The title of this blog is true in a lot of things in my life. I’m necessarily wise, but I do have perspective on things. We gain perspective with experience and time. I can remember my children when they first started walking with some level of proficiency. They would do the little walk/run thing where they were cantered forward as they moved, the only thing keeping them upright was the next foot falling forward and catching them from tumbling over.
My children had no idea what could happen if they fell. They had no idea that falling on their face on the macadam surface of the street would result in scraped limbs or face. They didn’t care, they were walking—and walking was fun. New freedoms, new experiences.
As a parent or an adult even, I could see the potential for disaster. I could imaging the pain. I could envision the days of healing dermis. And all that made me wary, cautious and worried for my children as I saw them do this new thing called walking.
Sometimes I’d even get a jolt of adrenaline I could palpably feel when I saw a child fall or get injured in any way. I had to learn to work through it, because while it is my place to keep my children safe, it’s not my place to keep them from experiencing the world.
But there are things I can’t watch. I have spine issues, predominantly in my neck, but not exclusively. I’ve had two spinal fusions and a host of other things done to try and alleviate the myalgia, neuralgia and pain I have. I’ve had good years and bad years. There are good days and bad days and sometimes there are even good hours and bad hours. We don’t know when the injury happened to my neck but it appears it was broken at some point when I was a child and then healed wrong.
My parents would have never let me go untreated if we had known—but none of us knew. I remember as an early teen, sometime after stopping competitive gymnastics, starting to crack my neck a lot. When. I was in college it was worse and then when I was a co-op at IBM my manager sent me to a chiropractor who did an x-ray and told me my neck was straight, not curved like it should be. Since that time I’ve been working to try and alleviate or mitigate what I can with my spine.
What happened to cause it? I don’t know, we’ve speculate on many things but I have the highest suspicion it was close to the end of my gymnastics years when I did a roundoff back handspring tuck and for some reason pulled it at the last second. I fell on the right side of my face and I saw my feet over my left shoulder. But who knows at this point. It’s only recollection and supposition.
There are a few things I can’t watch though—my son doing roundoff back tucks is one of them. We were at tumbling on Sunday and I realized Zak was going to have my son practice his back tucks on 12” foam mats. But I couldn’t watch. I grabbed my laptop, told my husband I couldn’t do it and went to the car for the rest of the hour.
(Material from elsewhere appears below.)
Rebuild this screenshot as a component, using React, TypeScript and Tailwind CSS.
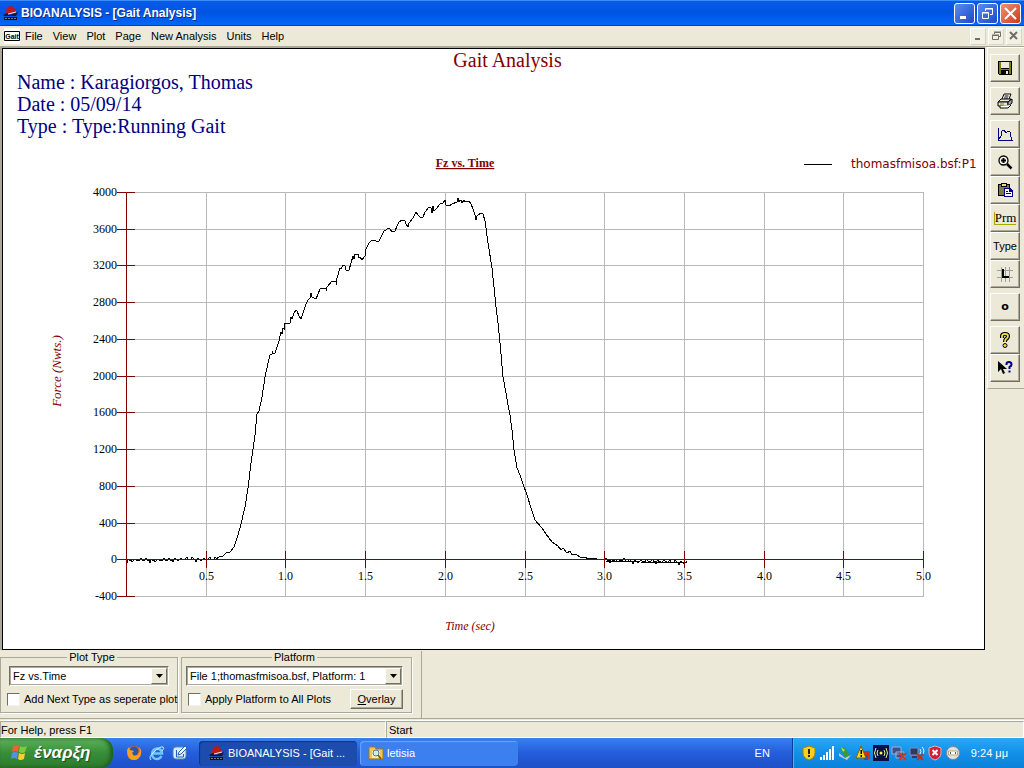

Could my son break his neck? Yes. But he’s trained with his instructor and hasn’t been asked to do it until he knew what he was doing. Chances are very low. I couldn’t put my fears onto my son. It wasn’t fair. He has to live his life and shouldn’t be hampered by what shaped my life.
After the lesson, Zak sent me a video of my son doing his roundoff back tuck. I must have watched it ten times; I was so proud. I wasn’t scared because I knew he was successful in the video. He’s pretty good for a seven-year-old.
The Big Boy Update: I had a brief conversation with my son’s integrative therapist (her name is Liz) with my husband on the phone today. We’re going to talk more. Figuring out what motivation to do (or not do) things with my son has been a trick. We may have to have him skip after school activities and playing with friends if he’s not able to complete work at school. I’m hoping just the thought of working after he gets home on more school work will help him work while he’s at school. And don’t get me wrong, this isn’t additional work. It’s him taking three hours at school to get something done that should have taken him twenty minutes—and distracting the other students while he isn’t working. Hopefully we’ll figure out a good plan that works for him. Once he gets some confidence back I hope his anxiety will subside.
The Tiny Girl Chronicles: My daughter has had one of her front top teeth loose for some time. It did that thing my son’s front teeth did as it became more loose: it pushed over on top of the other front tooth, looking odd. My daughter wanted the tooth out, badly. She worked on it for almost an hour this morning until it fell out. She wanted to put the tooth in a bag, saying the only person she wanted to touch the tooth was the tooth fairy.